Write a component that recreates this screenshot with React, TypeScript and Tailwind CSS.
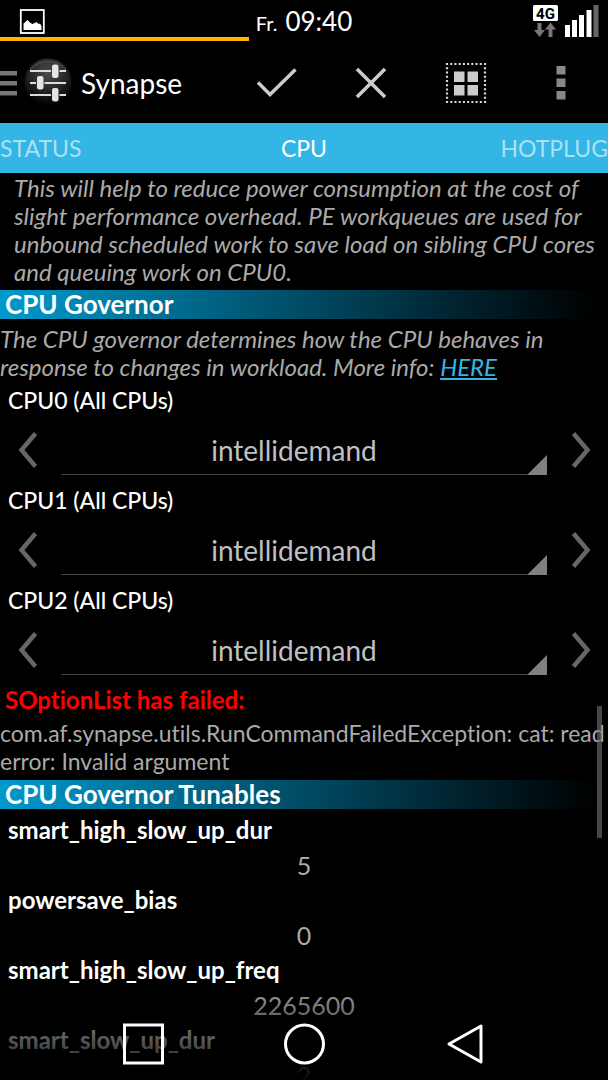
import React from 'react'

interface CpuOption {
  id: string
  label: string
  value: string
}

interface Tunable {
  name: string
  value: string
}

const cpus: CpuOption[] = [
  { id: 'cpu0', label: 'CPU0 (All CPUs)', value: 'intellidemand' },
  { id: 'cpu1', label: 'CPU1 (All CPUs)', value: 'intellidemand' },
  { id: 'cpu2', label: 'CPU2 (All CPUs)', value: 'intellidemand' }
]

const tunables: Tunable[] = [
  { name: 'smart_high_slow_up_dur', value: '5' },
  { name: 'powersave_bias', value: '0' },
  { name: 'smart_high_slow_up_freq', value: '2265600' },
  { name: 'smart_slow_up_dur', value: '2' }
]

const StatusBar: React.FC = () => (
  <div className="relative grid h-[41px] shrink-0 grid-cols-3 items-start">
    <svg className="mt-[9px] ml-[19px] h-[25px] w-[26px]" viewBox="0 0 26 25" fill="none">
      <rect x="1.8" y="1" width="23" height="23" stroke="#fff" strokeWidth="1.8" />
      <path d="M4.5 21v-6.500l4-3.500 3 3 2 1 4-2 2 2 1.500-.5 1.500 2.500V21z" fill="#fff" />
    </svg>
    <div className="mt-[7px] flex items-baseline justify-center gap-2 leading-7">
      <span className="text-xl leading-7">Fr.</span>
      <span className="text-[26px] leading-7">09:40</span>
    </div>
    <svg className="mt-[4px] mr-[8px] h-[34px] w-[68px] justify-self-end" viewBox="0 0 68 34">
      <rect x="1" y="1" width="25" height="16" rx="1.500" fill="#fff" />
      <text x="13.500" y="14.500" textAnchor="middle" fontSize="15" fontWeight="700" fontFamily="Roboto, sans-serif" fill="#000">4G</text>
      <path d="M5.500 19h4v7h3.500l-5.500 7-5.500-7h3.500z M16.500 33h4v-7.500H24l-5.500-7-5.500 7h3.500z" fill="#777" />
      <path d="M33 21h5v12h-5z M40 16h5v17h-5z M47 11h5v22h-5z M54.500 6h5v27h-5z" fill="#fff" />
      <path d="M61.500 1h5v32h-5z" fill="#666" />
    </svg>
    {/* Progress line */}
    <div className="absolute bottom-0 left-0 h-1 w-[41%] bg-[#ffb300]" />
  </div>
)

const ActionBar: React.FC = () => (
  <header className="flex h-[82px] shrink-0 items-center pt-0.5">
    <button type="button" aria-label="Open menu" className="w-[18px] shrink-0">
      <svg className="h-[26px] w-[18px]" viewBox="0 0 18 26" fill="#777">
        <path d="M0 1h17v4.500H0z M0 11h17v4.500H0z M0 21h17v4.500H0z" />
      </svg>
    </button>
    <svg className="ml-[5px] h-[50px] w-[50px] shrink-0" viewBox="0 0 50 50">
      <defs>
        <radialGradient id="logo" cx="50%" cy="30%" r="65%">
          <stop offset="0" stopColor="#4c4c4c" />
          <stop offset="0.6" stopColor="#262626" />
          <stop offset="1" stopColor="#050505" />
        </radialGradient>
      </defs>
      <circle cx="25" cy="24" r="23.500" fill="url(#logo)" />
      <path d="M7 12a23 22 0 0 1 36 0" fill="none" stroke="#555" strokeWidth="1" />
      <path d="M7 13h21M36.500 13H43M7 25h6M21.500 25H43M7 37h21M36.500 37H43" stroke="#ddd" strokeWidth="2.200" />
      <g fill="#e2e4e6">
        <rect x="29" y="6.500" width="6.500" height="13.500" rx="2.200" />
        <rect x="14" y="18" width="6.500" height="13.500" rx="2.200" />
        <rect x="29" y="30" width="6.500" height="13.500" rx="2.200" />
      </g>
    </svg>
    <h1 className="ml-2 w-[148px] shrink text-[28px] leading-8">Synapse</h1>
    <div className="flex flex-1 items-center justify-around">
      <button type="button" aria-label="Apply" className="flex flex-1 justify-center">
        <svg className="h-[32px] w-[42px]" viewBox="0 0 42 32" fill="none" stroke="#ccc" strokeWidth="3.500">
          <path d="M3 15.500l12 12L40.500 2.500" />
        </svg>
      </button>
      <button type="button" aria-label="Cancel" className="flex flex-1 justify-center">
        <svg className="h-[32px] w-[32px]" viewBox="0 0 32 32" fill="none" stroke="#ccc" strokeWidth="3.500">
          <path d="M2 2l28 28M30 2L2 30" />
        </svg>
      </button>
      <button type="button" aria-label="Select all" className="flex flex-1 justify-center">
        <svg className="h-[42px] w-[42px]" viewBox="0 0 42 42">
          <rect x="2" y="2" width="38" height="38" fill="none" stroke="#ddd" strokeWidth="2.200" strokeDasharray="2 2.220" strokeDashoffset="1" />
          <path d="M9 9.500h10.500v10.500H9z M22.500 9.500H33v10.500H22.500z M9 23h10.500v10.500H9z M22.500 23H33v10.500H22.500z" fill="#ccc" />
        </svg>
      </button>
      <button type="button" aria-label="More options" className="flex flex-1 justify-center">
        <svg className="h-[36px] w-[10px]" viewBox="0 0 10 36" fill="#888">
          <path d="M.5 1h9v8.500h-9z M.5 13.500h9v8.500h-9z M.5 26h9v8.500h-9z" />
        </svg>
      </button>
    </div>
  </header>
)

const SectionHeader: React.FC<{ title: string }> = ({ title }) => (
  <h2 className="h-[29px] bg-linear-to-r/srgb from-[#0099cc] to-black to-98% px-[5px] text-[26px] leading-[29px] font-bold">
    {title}
  </h2>
)

const OptionRow: React.FC<{ option: CpuOption }> = ({ option }) => (
  <div>
    <label htmlFor={option.id} className="block px-2 text-[23px] leading-7 font-medium">
      {option.label}
    </label>
    <div className="flex h-[72px] items-center">
      <button type="button" aria-label="Previous" className="flex w-[61px] justify-center pr-[6px]">
        <svg className="h-[36px] w-[20px]" viewBox="0 0 20 36" fill="none" stroke="#666" strokeWidth="4.500">
          <path d="M17.500 1.500L3.500 18l14 16.500" />
        </svg>
      </button>
      <div className="relative flex-1">
        <select
          id={option.id}
          defaultValue={option.value}
          className="block h-[50px] w-full appearance-none border-b border-[#444] bg-transparent pr-5 text-center text-[28px] text-[#c0c0c0]"
        >
          <option>{option.value}</option>
        </select>
        <svg className="pointer-events-none absolute right-0 bottom-0 h-5 w-5" viewBox="0 0 20 20" fill="#808080">
          <path d="M20 0v20H0z" />
        </svg>
      </div>
      <button type="button" aria-label="Next" className="flex w-[61px] justify-center pl-[6px]">
        <svg className="h-[36px] w-[20px]" viewBox="0 0 20 36" fill="none" stroke="#666" strokeWidth="4.500">
          <path d="M2.500 1.500L16.500 18l-14 16.500" />
        </svg>
      </button>
    </div>
  </div>
)

const NavBar: React.FC = () => (
  <nav className="absolute inset-x-0 bottom-0 flex h-24 items-end justify-center gap-[120px] bg-linear-to-b/srgb from-transparent via-black/60 via-50% to-black/95 pb-[15px]">
    <button type="button" aria-label="Recent apps">
      <svg className="h-[42px] w-[41px]" viewBox="0 0 41 42" fill="none" stroke="#fff" strokeWidth="3">
        <rect x="1.500" y="2" width="38" height="38" />
      </svg>
    </button>
    <button type="button" aria-label="Home">
      <svg className="h-[42px] w-[41px]" viewBox="0 0 41 42" fill="none" stroke="#fff" strokeWidth="3">
        <circle cx="20.500" cy="21" r="19" />
      </svg>
    </button>
    <button type="button" aria-label="Back">
      <svg className="h-[42px] w-[41px]" viewBox="0 0 41 42" fill="none" stroke="#fff" strokeWidth="3">
        <path d="M36 3v36L4 21z" strokeLinejoin="round" />
      </svg>
    </button>
  </nav>
)

export default function App() {
  return (
    <div className="relative flex h-screen flex-col overflow-hidden bg-black font-['Lato',sans-serif] text-white [font-variant-ligatures:none]">
      <StatusBar />
      <ActionBar />

      {/* Tabs */}
      <div role="tablist" className="grid h-[50px] shrink-0 grid-cols-3 bg-[#33b5e5] text-[23px]">
        <button type="button" role="tab" aria-selected="false" className="text-left text-white/60">STATUS</button>
        <button type="button" role="tab" aria-selected="true" className="text-center">CPU</button>
        <button type="button" role="tab" aria-selected="false" className="text-right text-white/60">HOTPLUG</button>
      </div>

      <main className="relative min-h-0 flex-1 overflow-hidden">
        <p className="mt-px mb-1 pl-[14px] text-2xl leading-7 whitespace-nowrap text-[#aaa] italic">
          This will help to reduce power consumption at the cost of<br />
          slight performance overhead. PE workqueues are used for<br />
          unbound scheduled work to save load on sibling CPU cores<br />
          and queuing work on CPU0.
        </p>

        <SectionHeader title="CPU Governor" />
        <p className="mt-[6px] mb-[5px] text-2xl leading-7 whitespace-nowrap text-[#aaa] italic">
          The CPU governor determines how the CPU behaves in<br />
          response to changes in workload. More info:{' '}
          <a href="#info" className="text-[#33b5e5] underline">HERE</a>
        </p>
        {cpus.map(option => (
          <OptionRow key={option.id} option={option} />
        ))}

        <h3 className="px-[5px] text-2xl leading-7 font-bold text-[#ff0000]">SOptionList has failed:</h3>
        <p className="mt-[5px] mb-[5px] text-[23px] leading-7 whitespace-nowrap text-[#aaa]">
          com.af.synapse.utils.RunCommandFailedException: cat: read<br />
          error: Invalid argument
        </p>

        <SectionHeader title="CPU Governor Tunables" />
        <dl className="mt-[7px]">
          {tunables.map(tunable => (
            <div key={tunable.name}>
              <dt className="px-2 text-2xl leading-7 font-bold">{tunable.name}</dt>
              <dd className="text-center text-[25px] leading-[42px] text-[#aaa]">{tunable.value}</dd>
            </div>
          ))}
        </dl>

        {/* Scroll thumb */}
        <div className="absolute top-[533px] right-[6px] h-[132px] w-[5px] bg-[#777]/60" />
      </main>

      <NavBar />
    </div>
  )
}
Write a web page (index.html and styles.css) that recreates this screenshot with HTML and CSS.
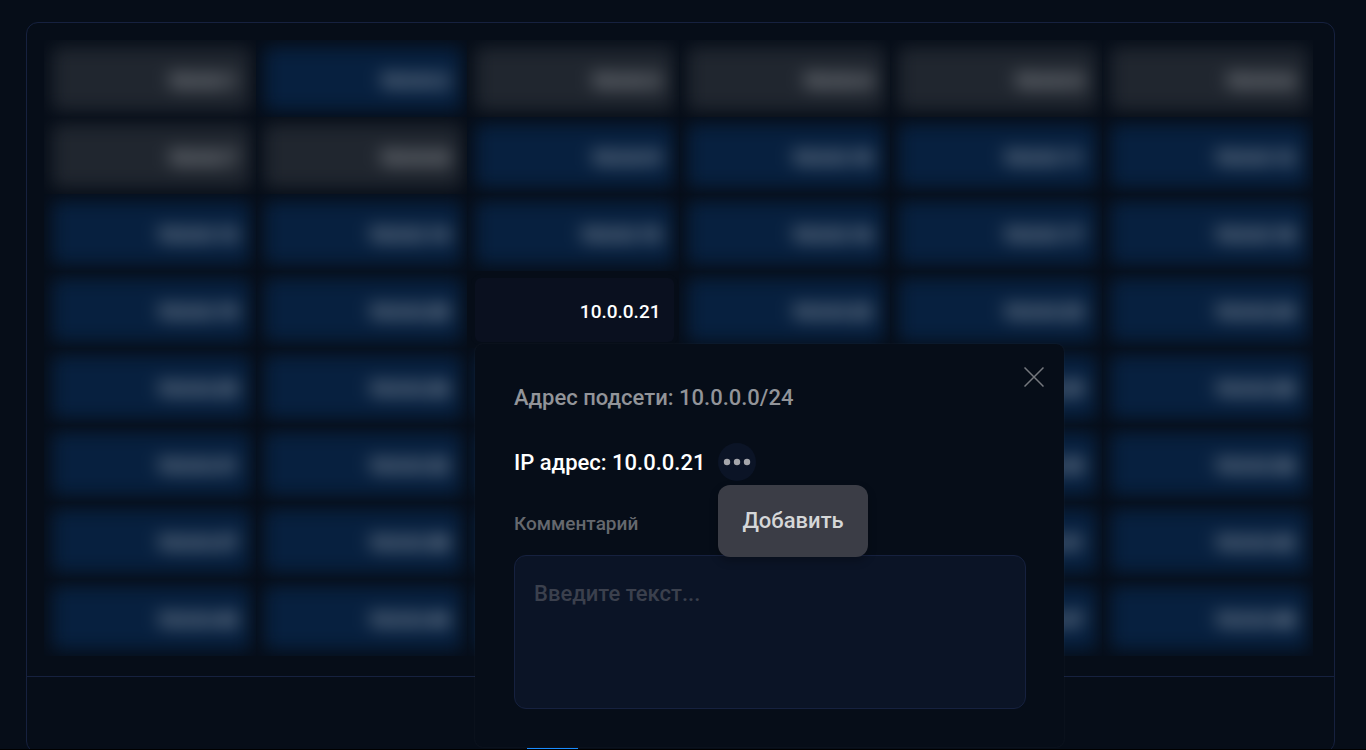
FILE: index.html
```
<!DOCTYPE html>
<html lang="ru">
<head>
  <meta charset="UTF-8" />
  <meta name="viewport" content="width=device-width, initial-scale=1.0" />
  <title>IP адреса</title>
  <link rel="stylesheet" href="styles.css">
</head>
<body>

  <main class="page">
    <section class="card">
      <div class="ip-grid" id="ipGrid"></div>
      <div class="card-footer">
        <button class="page-btn" type="button" aria-label="Страница 1"></button>
      </div>
    </section>
  </main>

  <!-- Address popover, opened under the selected cell -->
  <template id="popoverTemplate">
    <form class="popover">
      <button class="close" type="button" aria-label="Закрыть">
        <svg width="20" height="20" viewBox="0 0 20 20" fill="none" stroke="currentColor" stroke-width="1.5">
          <path d="M0.5 0.5L19.5 19.5M19.5 0.5L0.5 19.5" />
        </svg>
      </button>

      <p class="subnet">Адрес подсети: 10.0.0.0/24</p>

      <div class="ip-row">
        <span class="ip">IP адрес: 10.0.0.21</span>
        <div class="more">
          <button class="more-btn" type="button" aria-label="Действия">
            <svg width="28" height="8" viewBox="0 0 28 8" fill="currentColor">
              <circle cx="4" cy="4" r="3.2" />
              <circle cx="14" cy="4" r="3.2" />
              <circle cx="24" cy="4" r="3.2" />
            </svg>
          </button>
          <button class="menu-item" type="button">Добавить</button>
        </div>
      </div>

      <label class="comment-label" for="comment">Комментарий</label>
      <textarea class="comment" id="comment" placeholder="Введите текст..."></textarea>
    </form>
  </template>

  <script>
    const total = 48;
    const selected = 21;
    const reserved = [1, 3, 4, 5, 6, 7, 8];

    const grid = document.getElementById('ipGrid');
    const popover = document.getElementById('popoverTemplate');

    for (let i = 1; i <= total; i++) {
      const slot = document.createElement('div');
      slot.className = 'slot';

      const cell = document.createElement('button');
      cell.type = 'button';
      cell.className = 'cell';
      cell.textContent = '10.0.0.' + i;
      slot.appendChild(cell);

      if (reserved.includes(i)) {
        cell.classList.add('reserved');
      }

      if (i === selected) {
        slot.classList.add('selected');
        slot.appendChild(popover.content.cloneNode(true));
      }

      grid.appendChild(slot);
    }
  </script>

</body>
</html>
```
FILE: styles.css
```
:root {
  --bg: #060d18;
  --border: #16213f;
  --field: #0b1426;
  --free: #07203f;
  --reserved: #20262f;
  --accent: #1a8cff;
}

* {
  box-sizing: border-box;
}

body {
  margin: 0;
  font-family: Roboto, sans-serif;
  font-weight: 500;
  background: var(--bg);
  color: #fff;
}

button,
textarea {
  font: inherit;
}

button {
  border: none;
  padding: 0;
  cursor: pointer;
}

.page {
  height: 100vh;
  overflow: hidden;
  padding: 22px 31px 0 26px;
  border-bottom: 1px solid #000;
}

.card {
  border: 1px solid var(--border);
  border-radius: 12px;
}

.ip-grid {
  display: grid;
  grid-template-columns: repeat(6, 1fr);
  padding: 17px 21px 20px 17px;
}

/* every slot cuts the blur of its own cell */
.slot {
  padding: 7px 5px 6px 8px;
  overflow: hidden;
}

.cell {
  display: block;
  width: 100%;
  height: 64px;
  padding: 2px 13px 0;
  border-radius: 6px;
  background: var(--free);
  color: rgba(255, 255, 255, 0.8);
  font-size: 19px;
  text-align: right;
  filter: blur(9px);
}

.cell.reserved {
  background: var(--reserved);
}

.slot.selected {
  position: relative;
  z-index: 1;
  overflow: visible;
}

.selected .cell {
  background: #0a101f;
  color: #fff;
  filter: none;
  box-shadow: 0 0 0 4px var(--bg);
}

.card-footer {
  display: flex;
  align-items: flex-end;
  height: 76px;
  padding: 0 500px;
  border-top: 1px solid var(--border);
}

.page-btn {
  width: 51px;
  height: 4px;
  background: var(--accent);
}

.popover {
  position: absolute;
  top: 73px;
  left: 8px;
  display: flex;
  flex-direction: column;
  width: 589px;
  padding: 41px 38px 38px 39px;
  border-radius: 8px;
  background: var(--bg);
  box-shadow: 0 0 2px rgba(255, 255, 255, 0.08);
  font-size: 22px;
  line-height: 26px;
}

.close {
  position: absolute;
  top: 23px;
  right: 20px;
  width: 20px;
  height: 20px;
  background: none;
  color: #75787e;
}

.close svg {
  display: block;
}

.subnet {
  margin: 0 0 32px;
  color: #929499;
}

.ip-row {
  display: flex;
  align-items: center;
  gap: 13px;
  margin-bottom: 31px;
}

.ip {
  padding-top: 2px;
}

.more {
  position: relative;
}

.more-btn {
  display: flex;
  align-items: center;
  justify-content: center;
  width: 38px;
  height: 38px;
  border-radius: 50%;
  background: var(--field);
  color: #a5a6ab;
}

.menu-item {
  position: absolute;
  top: 42px;
  left: 0;
  padding: 23px 24px;
  border-radius: 12px;
  background: #3b3d46;
  color: #d5d7d8;
  white-space: nowrap;
  box-shadow: 0 4px 8px rgba(0, 0, 0, 0.25);
}

.comment-label {
  margin-bottom: 19px;
  color: #65686e;
  font-size: 19px;
  line-height: 24px;
}

.comment {
  height: 154px;
  padding: 25px 19px 19px;
  border: 1px solid var(--border);
  border-radius: 12px;
  background: var(--field);
  color: #fff;
  resize: none;
  outline: none;
}

.comment::placeholder {
  color: #3b404d;
  opacity: 1;
}
```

**********

# What to work on
Show the lines of the material that contain the word "React".

# Solution for this exercise
Write a component that recreates this screenshot with React, TypeScript and Tailwind CSS.
import React from 'react'
const StatusBar: React.FC = () => (
const ActionBar: React.FC = () => (
const SectionHeader: React.FC<{ title: string }> = ({ title }) => (
const OptionRow: React.FC<{ option: CpuOption }> = ({ option }) => (
const NavBar: React.FC = () => (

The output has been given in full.